* **Required task**
Reproduce the full listing below unchanged, apart from the pictures.

• • • • •

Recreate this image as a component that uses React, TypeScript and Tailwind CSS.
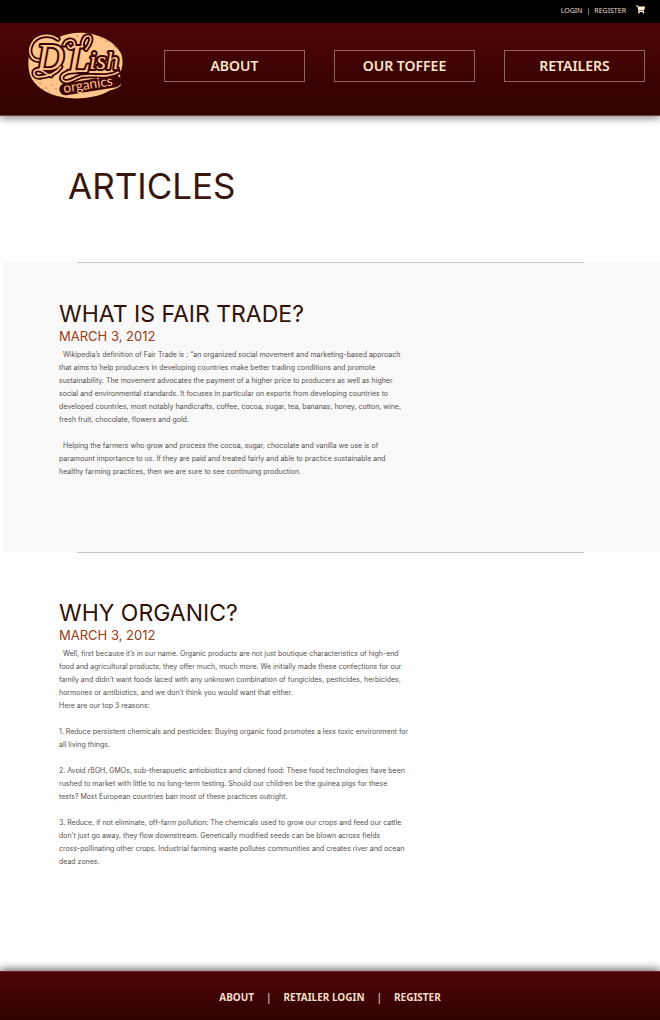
import type { ReactNode } from "react";
import { FaShoppingCart } from "react-icons/fa";

const navItems = ["ABOUT", "OUR TOFFEE", "RETAILERS"];

function Logo() {
  return (
    <svg viewBox="0 0 330 240" className="h-20 w-[110px] shrink-0" role="img" aria-label="D'Lish organics">
      <path
        d="M27 90C22 56 34 30 66 26c18-2 34 4 46 12 36-17 80-18 112-9 40 11 68 32 80 58 6 22 4 40-4 58l2 36c-4 8-20 12-36 17-32 20-100 28-140 18-48-8-84-34-96-66-6-20-6-40-3-60Z"
        fill="#ffc68c"
      />
      <g fill="none" stroke="#450304" strokeWidth="2" opacity=".5">
        <path d="M58 172l8 6M76 184l3 8M92 178l6 2M258 44l5 7M282 60l6 10M278 82l8 3M168 32l8 3M288 104l7 2M66 190l4 2M106 190l6 3M240 38l4 3M46 164l3 3M84 200l4 3M292 124l4 4" />
      </g>
      <path d="M136 193L286 169" stroke="#3b0203" strokeWidth="36" strokeLinecap="round" />
      <g fill="none" strokeLinecap="round" strokeLinejoin="round" stroke="#3b0203" strokeWidth="16">
        <path d="M56 106C30 104 24 78 34 58 48 28 90 24 114 42" />
        <path d="M122 126c-14 20-40 28-62 30-22 2-24-22-6-22 16 0 18 12 40 18" />
        <path d="M132 60c6-18 32-20 32-2 0 14-18 16-20 4" />
        <path d="M170 140c-36-2-52 14-42 26 12 14 40-10 60-13 38-5 72 8 107-11" />
        <path d="M186 66c0-20 8-34 20-33 12 2 6 24-8 40" />
      </g>
      <g fontFamily="'Liberation Serif', serif" fontStyle="italic" fill="#ffc68c" stroke="#3b0203" strokeWidth="12" strokeLinejoin="round" paintOrder="stroke">
        <text x="50" y="134" fontSize="112">D</text>
        <text x="144" y="141" fontSize="122">L</text>
        <text x="208" y="132" fontSize="76">ish</text>
      </g>
      <g fill="none" strokeLinecap="round" strokeLinejoin="round" stroke="#ffc68c" strokeWidth="5">
        <path d="M56 106C30 104 24 78 34 58 48 28 90 24 114 42" />
        <path d="M122 126c-14 20-40 28-62 30-22 2-24-22-6-22 16 0 18 12 40 18" />
        <path d="M132 60c6-18 32-20 32-2 0 14-18 16-20 4" />
        <path d="M170 140c-36-2-52 14-42 26 12 14 40-10 60-13 38-5 72 8 107-11" />
        <path d="M186 66c0-20 8-34 20-33 12 2 6 24-8 40" />
      </g>
      <text x="132" y="204" fontSize="41" fontFamily="Lato, sans-serif" fill="#ffc68c" transform="rotate(-9 132 204)">
        organics
      </text>
    </svg>
  );
}

function Article({ title, className, children }: { title: string; className: string; children: ReactNode }) {
  return (
    <article className={className}>
      <hr className="mr-[76px] ml-[74px] border-[#cac6c7]" />
      <div className="pl-14">
        <h2 className="text-[23px] leading-7 text-[#321008]">{title}</h2>
        <p className="text-[13px] leading-4 text-[#974012]">MARCH 3, 2012</p>
        <div className="mt-1 flex flex-col gap-[13px] text-[7px] leading-[13px] text-[#55504e]">{children}</div>
      </div>
    </article>
  );
}

export default function App() {
  return (
    <div className="bg-white font-['Noto_Sans',sans-serif]">
      <div className="flex h-[23px] items-center justify-end bg-black pr-[15px] text-[7px] text-[#eadccb]">
        <a href="#login">LOGIN</a>
        <span className="px-1">|</span>
        <a href="#register">REGISTER</a>
        <a href="#cart" aria-label="Cart" className="mb-1 ml-[10px] text-[#fff0dc]">
          <FaShoppingCart className="size-[9px]" />
        </a>
      </div>

      <header className="flex h-[93px] items-start border-b border-[#6b4546] bg-linear-to-b from-[#4d0405] to-[#310202] pr-[15px] pl-5 shadow-[0_2px_8px_rgba(0,0,0,0.5)]">
        <a href="#home" className="mt-[2px]">
          <Logo />
        </a>
        <nav className="mt-[27px] ml-[34px] grid flex-1 grid-cols-3 gap-[29px]">
          {navItems.map((item) => (
            <a
              key={item}
              href="#nav"
              className="flex h-8 items-center justify-center border border-[#8d6660] text-sm font-semibold text-[#fae5cd]"
            >
              {item}
            </a>
          ))}
        </nav>
      </header>

      <main className="font-[Inter,sans-serif]">
        <h1 className="pt-[46px] pb-[52px] pl-[68px] text-[35px] leading-[48px] text-[#3a150c]">ARTICLES</h1>

        <Article title="WHAT IS FAIR TRADE?" className="ml-[3px] bg-[#f9f9f9] pb-[74px] [&>hr]:mb-[37px]">
          <p>
            &nbsp;&nbsp;Wikipedia’s definition of Fair Trade is : “an organized social movement and marketing-based approach
            <br />
            that aims to help producers in developing countries make better trading conditions and promote
            <br />
            sustainability. The movement advocates the payment of a higher price to producers as well as higher
            <br />
            social and environmental standards. It focuses in particular on exports from developing countries to
            <br />
            developed countries, most notably handicrafts, coffee, cocoa, sugar, tea, bananas, honey, cotton, wine,
            <br />
            fresh fruit, chocolate, flowers and gold.
          </p>
          <p>
            &nbsp;&nbsp;Helping the farmers who grow and process the cocoa, sugar, chocolate and vanilla we use is of
            <br />
            paramount importance to us. If they are paid and treated fairly and able to practice sustainable and
            <br />
            healthy farming practices, then we are sure to see continuing production.
          </p>
        </Article>

        <Article title="WHY ORGANIC?" className="ml-[3px] pb-[103px] [&>hr]:mb-[46px]">
          <p>
            &nbsp;&nbsp;Well, first because it’s in our name. Organic products are not just boutique characteristics of high-end
            <br />
            food and agricultural products, they offer much, much more. We initially made these confections for our
            <br />
            family and didn’t want foods laced with any unknown combination of fungicides, pesticides, herbicides,
            <br />
            hormones or antibiotics, and we don’t think you would want that either.
            <br />
            Here are our top 3 reasons:
          </p>
          <p>
            1. Reduce persistent chemicals and pesticides: Buying organic food promotes a less toxic environment for
            <br />
            all living things.
          </p>
          <p>
            2. Avoid rBGH, GMOs, sub-therapuetic antiobiotics and cloned food: These food technologies have been
            <br />
            rushed to market with little to no long-term testing. Should our children be the guinea pigs for these
            <br />
            tests? Most European countries ban most of these practices outright.
          </p>
          <p>
            3. Reduce, if not eliminate, off-farm pollution: The chemicals used to grow our crops and feed our cattle
            <br />
            don’t just go away, they flow downstream. Genetically modified seeds can be blown across fields
            <br />
            cross-pollinating other crops. Industrial farming waste pollutes communities and creates river and ocean
            <br />
            dead zones.
          </p>
        </Article>
      </main>

      <footer className="flex h-[49px] items-center justify-center gap-3 border-t border-[#6b2526] bg-linear-to-b from-[#4d0405] to-[#310202] pt-[2px] text-[10px] font-bold text-[#f3dec8] shadow-[0_-2px_8px_rgba(0,0,0,0.6)]">
        <a href="#about">ABOUT</a>
        <span className="font-medium">|</span>
        <a href="#retailer-login">RETAILER LOGIN</a>
        <span className="font-medium">|</span>
        <a href="#register">REGISTER</a>
      </footer>
    </div>
  );
}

• • • • •

* **Full response**
Recreate this image as a component that uses React, TypeScript and Tailwind CSS.
import type { ReactNode } from "react";
import { FaShoppingCart } from "react-icons/fa";

const navItems = ["ABOUT", "OUR TOFFEE", "RETAILERS"];

function Logo() {
  return (
    <svg viewBox="0 0 330 240" className="h-20 w-[110px] shrink-0" role="img" aria-label="D'Lish organics">
      <path
        d="M27 90C22 56 34 30 66 26c18-2 34 4 46 12 36-17 80-18 112-9 40 11 68 32 80 58 6 22 4 40-4 58l2 36c-4 8-20 12-36 17-32 20-100 28-140 18-48-8-84-34-96-66-6-20-6-40-3-60Z"
        fill="#ffc68c"
      />
      <g fill="none" stroke="#450304" strokeWidth="2" opacity=".5">
        <path d="M58 172l8 6M76 184l3 8M92 178l6 2M258 44l5 7M282 60l6 10M278 82l8 3M168 32l8 3M288 104l7 2M66 190l4 2M106 190l6 3M240 38l4 3M46 164l3 3M84 200l4 3M292 124l4 4" />
      </g>
      <path d="M136 193L286 169" stroke="#3b0203" strokeWidth="36" strokeLinecap="round" />
      <g fill="none" strokeLinecap="round" strokeLinejoin="round" stroke="#3b0203" strokeWidth="16">
        <path d="M56 106C30 104 24 78 34 58 48 28 90 24 114 42" />
        <path d="M122 126c-14 20-40 28-62 30-22 2-24-22-6-22 16 0 18 12 40 18" />
        <path d="M132 60c6-18 32-20 32-2 0 14-18 16-20 4" />
        <path d="M170 140c-36-2-52 14-42 26 12 14 40-10 60-13 38-5 72 8 107-11" />
        <path d="M186 66c0-20 8-34 20-33 12 2 6 24-8 40" />
      </g>
      <g fontFamily="'Liberation Serif', serif" fontStyle="italic" fill="#ffc68c" stroke="#3b0203" strokeWidth="12" strokeLinejoin="round" paintOrder="stroke">
        <text x="50" y="134" fontSize="112">D</text>
        <text x="144" y="141" fontSize="122">L</text>
        <text x="208" y="132" fontSize="76">ish</text>
      </g>
      <g fill="none" strokeLinecap="round" strokeLinejoin="round" stroke="#ffc68c" strokeWidth="5">
        <path d="M56 106C30 104 24 78 34 58 48 28 90 24 114 42" />
        <path d="M122 126c-14 20-40 28-62 30-22 2-24-22-6-22 16 0 18 12 40 18" />
        <path d="M132 60c6-18 32-20 32-2 0 14-18 16-20 4" />
        <path d="M170 140c-36-2-52 14-42 26 12 14 40-10 60-13 38-5 72 8 107-11" />
        <path d="M186 66c0-20 8-34 20-33 12 2 6 24-8 40" />
      </g>
      <text x="132" y="204" fontSize="41" fontFamily="Lato, sans-serif" fill="#ffc68c" transform="rotate(-9 132 204)">
        organics
      </text>
    </svg>
  );
}

function Article({ title, className, children }: { title: string; className: string; children: ReactNode }) {
  return (
    <article className={className}>
      <hr className="mr-[76px] ml-[74px] border-[#cac6c7]" />
      <div className="pl-14">
        <h2 className="text-[23px] leading-7 text-[#321008]">{title}</h2>
        <p className="text-[13px] leading-4 text-[#974012]">MARCH 3, 2012</p>
        <div className="mt-1 flex flex-col gap-[13px] text-[7px] leading-[13px] text-[#55504e]">{children}</div>
      </div>
    </article>
  );
}

export default function App() {
  return (
    <div className="bg-white font-['Noto_Sans',sans-serif]">
      <div className="flex h-[23px] items-center justify-end bg-black pr-[15px] text-[7px] text-[#eadccb]">
        <a href="#login">LOGIN</a>
        <span className="px-1">|</span>
        <a href="#register">REGISTER</a>
        <a href="#cart" aria-label="Cart" className="mb-1 ml-[10px] text-[#fff0dc]">
          <FaShoppingCart className="size-[9px]" />
        </a>
      </div>

      <header className="flex h-[93px] items-start border-b border-[#6b4546] bg-linear-to-b from-[#4d0405] to-[#310202] pr-[15px] pl-5 shadow-[0_2px_8px_rgba(0,0,0,0.5)]">
        <a href="#home" className="mt-[2px]">
          <Logo />
        </a>
        <nav className="mt-[27px] ml-[34px] grid flex-1 grid-cols-3 gap-[29px]">
          {navItems.map((item) => (
            <a
              key={item}
              href="#nav"
              className="flex h-8 items-center justify-center border border-[#8d6660] text-sm font-semibold text-[#fae5cd]"
            >
              {item}
            </a>
          ))}
        </nav>
      </header>

      <main className="font-[Inter,sans-serif]">
        <h1 className="pt-[46px] pb-[52px] pl-[68px] text-[35px] leading-[48px] text-[#3a150c]">ARTICLES</h1>

        <Article title="WHAT IS FAIR TRADE?" className="ml-[3px] bg-[#f9f9f9] pb-[74px] [&>hr]:mb-[37px]">
          <p>
            &nbsp;&nbsp;Wikipedia’s definition of Fair Trade is : “an organized social movement and marketing-based approach
            <br />
            that aims to help producers in developing countries make better trading conditions and promote
            <br />
            sustainability. The movement advocates the payment of a higher price to producers as well as higher
            <br />
            social and environmental standards. It focuses in particular on exports from developing countries to
            <br />
            developed countries, most notably handicrafts, coffee, cocoa, sugar, tea, bananas, honey, cotton, wine,
            <br />
            fresh fruit, chocolate, flowers and gold.
          </p>
          <p>
            &nbsp;&nbsp;Helping the farmers who grow and process the cocoa, sugar, chocolate and vanilla we use is of
            <br />
            paramount importance to us. If they are paid and treated fairly and able to practice sustainable and
            <br />
            healthy farming practices, then we are sure to see continuing production.
          </p>
        </Article>

        <Article title="WHY ORGANIC?" className="ml-[3px] pb-[103px] [&>hr]:mb-[46px]">
          <p>
            &nbsp;&nbsp;Well, first because it’s in our name. Organic products are not just boutique characteristics of high-end
            <br />
            food and agricultural products, they offer much, much more. We initially made these confections for our
            <br />
            family and didn’t want foods laced with any unknown combination of fungicides, pesticides, herbicides,
            <br />
            hormones or antibiotics, and we don’t think you would want that either.
            <br />
            Here are our top 3 reasons:
          </p>
          <p>
            1. Reduce persistent chemicals and pesticides: Buying organic food promotes a less toxic environment for
            <br />
            all living things.
          </p>
          <p>
            2. Avoid rBGH, GMOs, sub-therapuetic antiobiotics and cloned food: These food technologies have been
            <br />
            rushed to market with little to no long-term testing. Should our children be the guinea pigs for these
            <br />
            tests? Most European countries ban most of these practices outright.
          </p>
          <p>
            3. Reduce, if not eliminate, off-farm pollution: The chemicals used to grow our crops and feed our cattle
            <br />
            don’t just go away, they flow downstream. Genetically modified seeds can be blown across fields
            <br />
            cross-pollinating other crops. Industrial farming waste pollutes communities and creates river and ocean
            <br />
            dead zones.
          </p>
        </Article>
      </main>

      <footer className="flex h-[49px] items-center justify-center gap-3 border-t border-[#6b2526] bg-linear-to-b from-[#4d0405] to-[#310202] pt-[2px] text-[10px] font-bold text-[#f3dec8] shadow-[0_-2px_8px_rgba(0,0,0,0.6)]">
        <a href="#about">ABOUT</a>
        <span className="font-medium">|</span>
        <a href="#retailer-login">RETAILER LOGIN</a>
        <span className="font-medium">|</span>
        <a href="#register">REGISTER</a>
      </footer>
    </div>
  );
}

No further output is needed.